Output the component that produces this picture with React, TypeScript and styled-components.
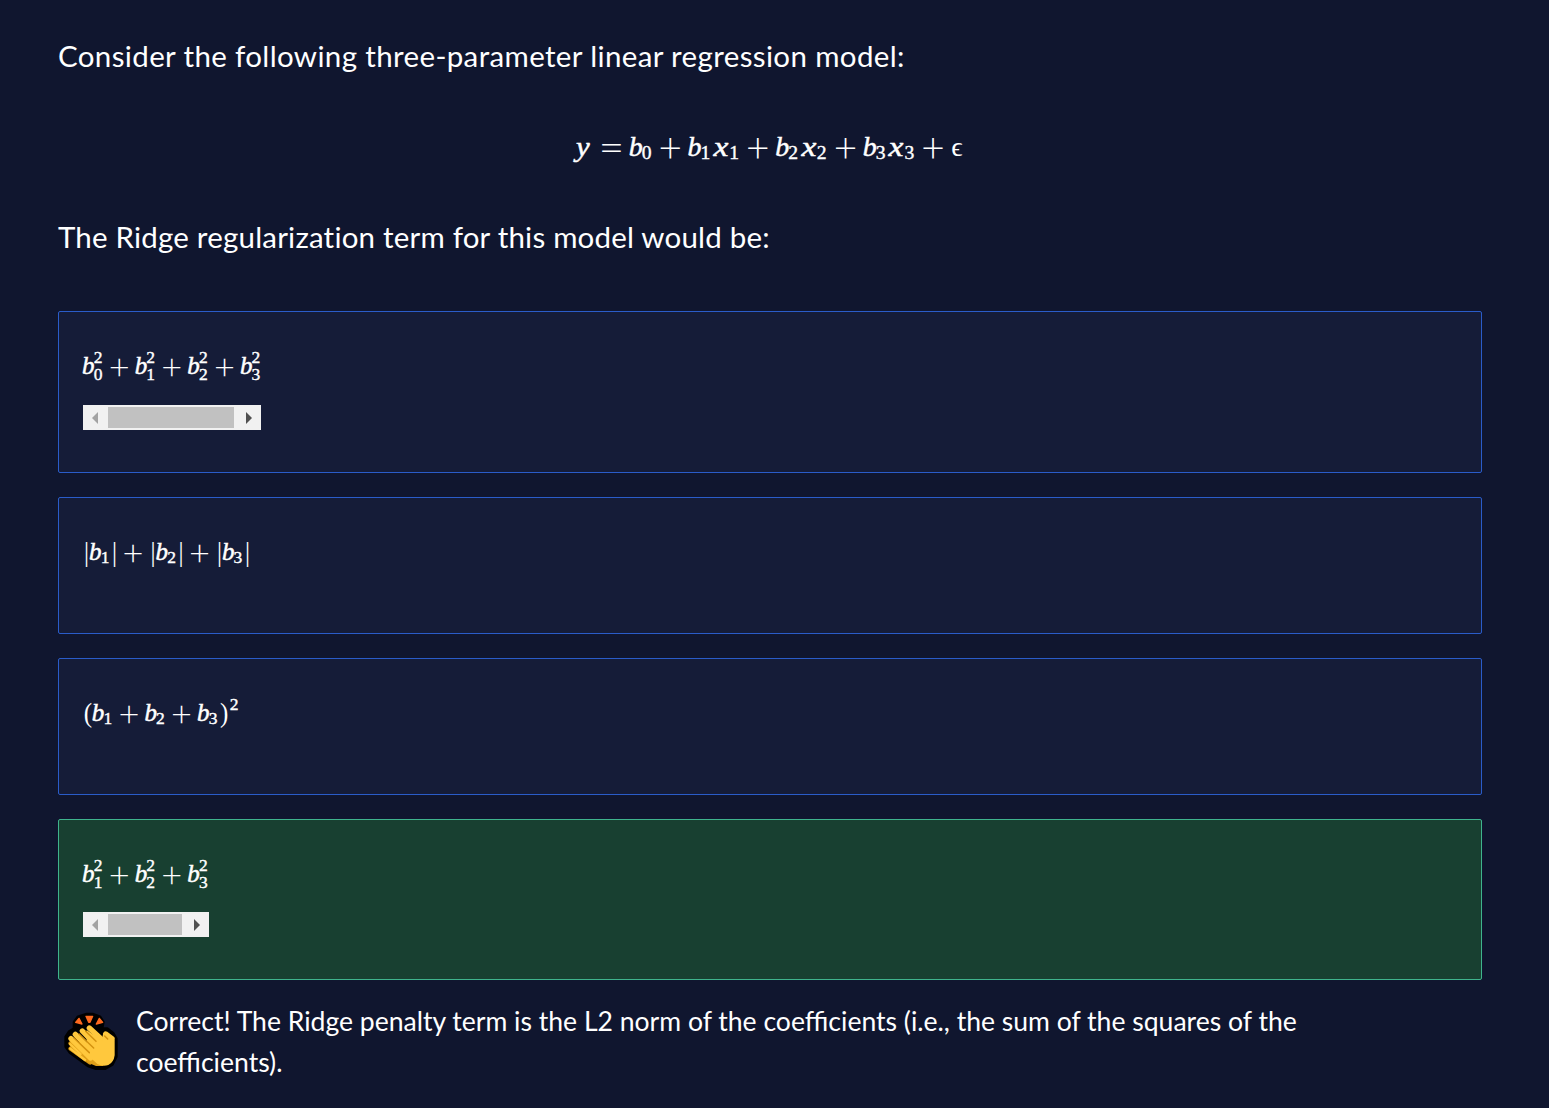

==

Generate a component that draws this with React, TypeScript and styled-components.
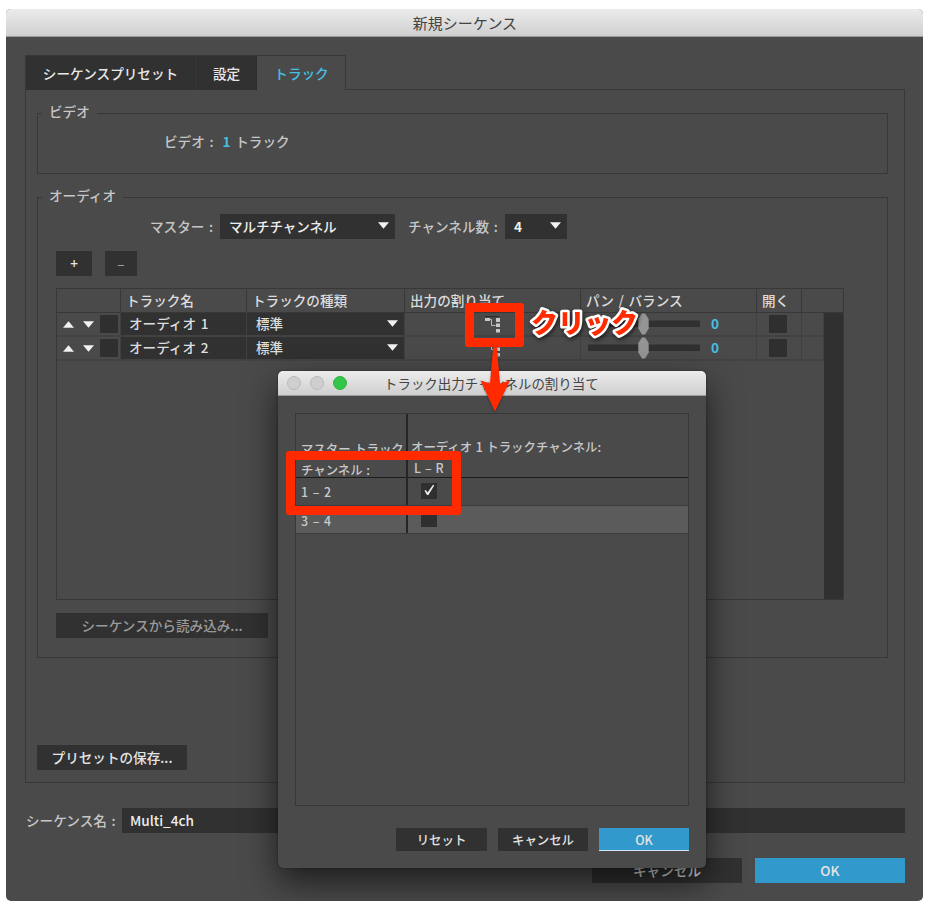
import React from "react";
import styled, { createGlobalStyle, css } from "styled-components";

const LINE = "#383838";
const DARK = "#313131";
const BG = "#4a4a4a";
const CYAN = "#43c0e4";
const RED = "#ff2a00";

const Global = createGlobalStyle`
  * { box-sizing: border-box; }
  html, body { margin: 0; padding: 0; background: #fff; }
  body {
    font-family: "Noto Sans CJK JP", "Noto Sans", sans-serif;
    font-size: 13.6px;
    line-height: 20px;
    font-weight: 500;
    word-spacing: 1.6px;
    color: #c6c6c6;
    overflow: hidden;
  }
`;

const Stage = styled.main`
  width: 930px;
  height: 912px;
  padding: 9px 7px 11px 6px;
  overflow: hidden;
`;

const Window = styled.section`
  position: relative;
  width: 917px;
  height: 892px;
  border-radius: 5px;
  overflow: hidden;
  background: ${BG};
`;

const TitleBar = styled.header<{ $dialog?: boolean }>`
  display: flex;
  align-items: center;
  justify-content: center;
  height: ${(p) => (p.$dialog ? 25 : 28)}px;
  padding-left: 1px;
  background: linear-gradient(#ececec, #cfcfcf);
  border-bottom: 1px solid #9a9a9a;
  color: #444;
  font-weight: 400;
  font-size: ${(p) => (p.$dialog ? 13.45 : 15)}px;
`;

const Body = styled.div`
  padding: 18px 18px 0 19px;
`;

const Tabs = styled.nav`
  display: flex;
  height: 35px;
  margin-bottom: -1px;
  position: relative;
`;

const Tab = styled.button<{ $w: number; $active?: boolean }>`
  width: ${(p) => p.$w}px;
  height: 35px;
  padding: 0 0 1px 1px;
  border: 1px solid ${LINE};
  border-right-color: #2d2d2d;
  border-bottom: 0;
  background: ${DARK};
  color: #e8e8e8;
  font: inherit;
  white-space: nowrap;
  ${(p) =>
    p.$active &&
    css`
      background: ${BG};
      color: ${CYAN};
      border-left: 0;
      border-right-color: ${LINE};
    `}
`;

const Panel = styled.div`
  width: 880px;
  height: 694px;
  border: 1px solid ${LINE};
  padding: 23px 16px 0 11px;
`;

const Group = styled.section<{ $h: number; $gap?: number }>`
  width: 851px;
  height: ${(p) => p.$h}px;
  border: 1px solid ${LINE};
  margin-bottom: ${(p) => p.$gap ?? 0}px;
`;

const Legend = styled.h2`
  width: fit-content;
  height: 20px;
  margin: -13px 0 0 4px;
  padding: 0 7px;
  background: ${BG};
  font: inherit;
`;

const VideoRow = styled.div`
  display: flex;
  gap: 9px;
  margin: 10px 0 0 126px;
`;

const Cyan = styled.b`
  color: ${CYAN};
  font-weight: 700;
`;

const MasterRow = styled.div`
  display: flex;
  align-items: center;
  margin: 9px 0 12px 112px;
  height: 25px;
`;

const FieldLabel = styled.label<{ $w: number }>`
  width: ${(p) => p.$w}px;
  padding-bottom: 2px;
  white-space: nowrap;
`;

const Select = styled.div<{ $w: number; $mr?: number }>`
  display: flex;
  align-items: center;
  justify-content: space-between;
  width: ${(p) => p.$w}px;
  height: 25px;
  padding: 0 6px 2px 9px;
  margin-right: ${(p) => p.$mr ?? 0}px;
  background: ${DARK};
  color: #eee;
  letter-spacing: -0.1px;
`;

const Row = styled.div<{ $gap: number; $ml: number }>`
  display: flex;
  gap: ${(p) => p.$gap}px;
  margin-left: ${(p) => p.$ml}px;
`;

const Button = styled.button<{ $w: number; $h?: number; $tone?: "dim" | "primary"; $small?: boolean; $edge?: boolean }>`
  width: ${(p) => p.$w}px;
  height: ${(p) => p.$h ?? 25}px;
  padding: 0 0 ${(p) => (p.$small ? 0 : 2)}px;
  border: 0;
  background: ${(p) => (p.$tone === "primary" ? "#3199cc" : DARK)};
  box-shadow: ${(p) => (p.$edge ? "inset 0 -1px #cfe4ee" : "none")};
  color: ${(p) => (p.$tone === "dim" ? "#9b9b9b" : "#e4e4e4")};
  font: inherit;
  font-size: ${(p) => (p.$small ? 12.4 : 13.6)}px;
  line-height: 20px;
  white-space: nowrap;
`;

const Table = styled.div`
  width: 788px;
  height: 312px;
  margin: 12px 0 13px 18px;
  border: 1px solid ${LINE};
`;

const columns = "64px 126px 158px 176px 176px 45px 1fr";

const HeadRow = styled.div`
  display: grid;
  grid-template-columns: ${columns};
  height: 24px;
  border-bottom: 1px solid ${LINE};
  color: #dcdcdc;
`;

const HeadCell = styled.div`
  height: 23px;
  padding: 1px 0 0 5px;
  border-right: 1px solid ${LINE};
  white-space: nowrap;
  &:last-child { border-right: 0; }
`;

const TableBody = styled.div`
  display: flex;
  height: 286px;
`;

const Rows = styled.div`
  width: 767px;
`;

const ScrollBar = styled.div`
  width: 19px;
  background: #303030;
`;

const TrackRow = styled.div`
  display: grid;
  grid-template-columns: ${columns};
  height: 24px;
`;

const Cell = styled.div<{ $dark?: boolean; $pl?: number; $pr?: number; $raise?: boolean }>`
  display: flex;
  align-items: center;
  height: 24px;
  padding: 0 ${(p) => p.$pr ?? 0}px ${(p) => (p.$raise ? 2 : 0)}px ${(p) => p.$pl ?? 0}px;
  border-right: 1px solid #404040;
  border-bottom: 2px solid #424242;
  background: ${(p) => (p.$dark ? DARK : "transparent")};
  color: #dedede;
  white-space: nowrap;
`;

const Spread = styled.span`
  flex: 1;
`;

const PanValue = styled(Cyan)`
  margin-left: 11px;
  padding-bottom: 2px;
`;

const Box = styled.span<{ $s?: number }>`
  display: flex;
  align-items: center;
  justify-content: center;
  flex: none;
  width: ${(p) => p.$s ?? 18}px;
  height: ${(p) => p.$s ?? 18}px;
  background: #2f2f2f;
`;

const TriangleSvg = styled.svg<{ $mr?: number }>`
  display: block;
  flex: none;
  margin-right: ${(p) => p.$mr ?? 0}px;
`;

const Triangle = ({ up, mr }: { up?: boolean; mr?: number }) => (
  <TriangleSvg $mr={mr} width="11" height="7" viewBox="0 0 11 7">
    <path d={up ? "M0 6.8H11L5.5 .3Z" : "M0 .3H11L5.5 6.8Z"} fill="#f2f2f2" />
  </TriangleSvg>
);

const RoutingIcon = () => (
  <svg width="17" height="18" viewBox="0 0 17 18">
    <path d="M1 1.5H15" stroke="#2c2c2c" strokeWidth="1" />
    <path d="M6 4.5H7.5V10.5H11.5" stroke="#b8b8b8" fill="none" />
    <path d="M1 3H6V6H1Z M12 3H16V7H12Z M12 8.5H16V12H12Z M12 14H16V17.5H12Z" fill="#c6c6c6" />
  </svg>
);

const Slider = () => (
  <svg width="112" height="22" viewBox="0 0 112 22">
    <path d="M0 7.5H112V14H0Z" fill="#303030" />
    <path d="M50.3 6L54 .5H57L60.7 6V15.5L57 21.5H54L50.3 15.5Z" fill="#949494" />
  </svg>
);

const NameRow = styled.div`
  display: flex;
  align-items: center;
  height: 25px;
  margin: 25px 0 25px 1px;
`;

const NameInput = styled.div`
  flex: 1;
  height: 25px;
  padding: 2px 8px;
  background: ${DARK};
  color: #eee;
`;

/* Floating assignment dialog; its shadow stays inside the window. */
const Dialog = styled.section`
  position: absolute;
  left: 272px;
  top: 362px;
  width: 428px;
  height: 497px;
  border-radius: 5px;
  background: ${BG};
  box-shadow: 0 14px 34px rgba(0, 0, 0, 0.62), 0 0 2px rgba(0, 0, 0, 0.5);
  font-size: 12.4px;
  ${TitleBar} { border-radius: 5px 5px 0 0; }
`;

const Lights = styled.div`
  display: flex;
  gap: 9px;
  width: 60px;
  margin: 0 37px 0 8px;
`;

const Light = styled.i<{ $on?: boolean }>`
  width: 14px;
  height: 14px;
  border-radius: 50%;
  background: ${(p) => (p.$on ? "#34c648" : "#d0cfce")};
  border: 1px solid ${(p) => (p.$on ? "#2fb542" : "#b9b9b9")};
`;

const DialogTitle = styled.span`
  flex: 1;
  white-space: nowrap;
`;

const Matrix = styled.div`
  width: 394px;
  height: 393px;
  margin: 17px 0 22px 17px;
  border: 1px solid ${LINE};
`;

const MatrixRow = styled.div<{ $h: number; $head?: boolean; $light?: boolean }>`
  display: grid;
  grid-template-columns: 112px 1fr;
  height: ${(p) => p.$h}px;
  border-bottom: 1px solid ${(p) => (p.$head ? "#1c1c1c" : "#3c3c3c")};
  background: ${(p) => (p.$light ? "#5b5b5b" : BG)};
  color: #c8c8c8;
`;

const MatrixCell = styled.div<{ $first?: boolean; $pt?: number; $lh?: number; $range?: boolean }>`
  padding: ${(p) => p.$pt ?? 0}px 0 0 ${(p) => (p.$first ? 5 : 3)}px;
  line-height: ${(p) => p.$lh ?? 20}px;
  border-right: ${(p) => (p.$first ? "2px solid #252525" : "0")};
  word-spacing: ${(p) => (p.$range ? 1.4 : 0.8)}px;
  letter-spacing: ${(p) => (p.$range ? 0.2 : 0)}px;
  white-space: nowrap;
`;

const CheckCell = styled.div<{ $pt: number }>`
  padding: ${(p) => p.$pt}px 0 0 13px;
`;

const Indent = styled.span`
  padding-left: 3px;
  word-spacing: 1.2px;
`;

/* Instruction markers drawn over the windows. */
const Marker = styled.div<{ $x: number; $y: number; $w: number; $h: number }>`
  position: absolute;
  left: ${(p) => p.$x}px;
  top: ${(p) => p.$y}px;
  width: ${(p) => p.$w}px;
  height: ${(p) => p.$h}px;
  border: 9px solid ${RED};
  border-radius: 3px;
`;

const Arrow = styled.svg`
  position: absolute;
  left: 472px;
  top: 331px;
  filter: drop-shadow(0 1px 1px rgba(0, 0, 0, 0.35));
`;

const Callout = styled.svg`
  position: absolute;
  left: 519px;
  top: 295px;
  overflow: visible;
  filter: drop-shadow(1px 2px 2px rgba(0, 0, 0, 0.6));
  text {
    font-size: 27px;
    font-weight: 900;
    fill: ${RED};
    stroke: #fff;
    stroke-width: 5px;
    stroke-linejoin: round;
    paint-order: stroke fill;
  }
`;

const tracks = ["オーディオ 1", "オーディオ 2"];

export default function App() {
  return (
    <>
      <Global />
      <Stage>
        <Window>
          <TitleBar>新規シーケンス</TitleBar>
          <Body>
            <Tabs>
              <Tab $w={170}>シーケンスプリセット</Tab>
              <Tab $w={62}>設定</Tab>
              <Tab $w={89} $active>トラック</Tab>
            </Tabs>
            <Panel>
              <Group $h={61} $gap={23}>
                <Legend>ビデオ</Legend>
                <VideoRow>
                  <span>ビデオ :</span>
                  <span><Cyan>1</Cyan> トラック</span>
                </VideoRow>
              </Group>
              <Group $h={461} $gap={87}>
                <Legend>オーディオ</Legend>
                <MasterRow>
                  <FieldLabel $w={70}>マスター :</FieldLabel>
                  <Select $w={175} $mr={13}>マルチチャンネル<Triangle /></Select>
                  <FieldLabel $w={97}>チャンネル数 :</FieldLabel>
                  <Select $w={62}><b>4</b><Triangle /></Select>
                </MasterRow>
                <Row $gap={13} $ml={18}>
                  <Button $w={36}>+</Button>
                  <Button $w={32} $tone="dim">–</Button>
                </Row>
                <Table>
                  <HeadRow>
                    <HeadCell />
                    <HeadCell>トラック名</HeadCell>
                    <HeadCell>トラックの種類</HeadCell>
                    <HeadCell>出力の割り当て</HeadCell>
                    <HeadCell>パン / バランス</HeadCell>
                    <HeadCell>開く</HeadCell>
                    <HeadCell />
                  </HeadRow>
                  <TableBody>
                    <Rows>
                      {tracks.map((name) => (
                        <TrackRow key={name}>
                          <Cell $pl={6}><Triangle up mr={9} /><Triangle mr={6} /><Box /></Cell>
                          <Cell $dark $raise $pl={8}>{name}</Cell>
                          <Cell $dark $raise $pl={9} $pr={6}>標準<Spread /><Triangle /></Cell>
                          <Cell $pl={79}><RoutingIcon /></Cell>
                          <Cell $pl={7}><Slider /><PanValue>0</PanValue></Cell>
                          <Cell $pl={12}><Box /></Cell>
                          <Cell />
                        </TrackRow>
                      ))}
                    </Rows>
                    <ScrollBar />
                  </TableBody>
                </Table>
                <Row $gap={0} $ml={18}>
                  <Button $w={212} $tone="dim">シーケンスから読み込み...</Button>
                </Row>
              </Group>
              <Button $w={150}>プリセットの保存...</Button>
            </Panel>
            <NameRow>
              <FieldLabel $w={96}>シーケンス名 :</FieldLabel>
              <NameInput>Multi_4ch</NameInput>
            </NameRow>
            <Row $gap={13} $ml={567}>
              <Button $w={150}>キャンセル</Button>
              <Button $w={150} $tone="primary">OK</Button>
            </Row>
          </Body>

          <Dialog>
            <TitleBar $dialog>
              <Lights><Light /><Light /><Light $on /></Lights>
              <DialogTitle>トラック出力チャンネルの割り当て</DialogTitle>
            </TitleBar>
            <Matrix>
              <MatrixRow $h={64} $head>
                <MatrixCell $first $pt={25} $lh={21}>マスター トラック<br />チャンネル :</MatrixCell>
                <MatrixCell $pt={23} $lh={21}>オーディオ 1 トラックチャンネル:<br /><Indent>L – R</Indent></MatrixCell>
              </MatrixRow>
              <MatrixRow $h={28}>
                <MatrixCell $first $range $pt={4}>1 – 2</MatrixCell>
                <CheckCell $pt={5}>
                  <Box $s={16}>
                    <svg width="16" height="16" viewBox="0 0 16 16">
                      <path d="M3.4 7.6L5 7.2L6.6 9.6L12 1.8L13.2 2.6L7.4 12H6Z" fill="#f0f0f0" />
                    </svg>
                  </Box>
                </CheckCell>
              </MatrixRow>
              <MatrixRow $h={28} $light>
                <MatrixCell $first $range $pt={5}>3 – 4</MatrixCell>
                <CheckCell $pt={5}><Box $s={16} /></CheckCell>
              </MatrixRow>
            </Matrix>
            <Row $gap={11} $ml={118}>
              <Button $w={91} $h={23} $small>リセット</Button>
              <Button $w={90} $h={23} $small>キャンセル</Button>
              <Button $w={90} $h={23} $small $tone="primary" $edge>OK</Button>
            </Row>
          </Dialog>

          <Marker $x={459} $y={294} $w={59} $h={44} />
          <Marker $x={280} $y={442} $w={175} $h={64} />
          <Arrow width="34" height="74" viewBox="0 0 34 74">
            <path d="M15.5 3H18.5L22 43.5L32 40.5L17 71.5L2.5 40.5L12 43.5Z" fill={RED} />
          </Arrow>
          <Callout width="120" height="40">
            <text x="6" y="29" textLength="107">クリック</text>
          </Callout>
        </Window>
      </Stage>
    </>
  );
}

WHAT IS REQUIRED: Identify all lines where the word "that" shows up. Copy them.

EXPECTED OUTPUT:
Output the component that produces this picture with React, TypeScript and styled-components.
Generate a component that draws this with React, TypeScript and styled-components.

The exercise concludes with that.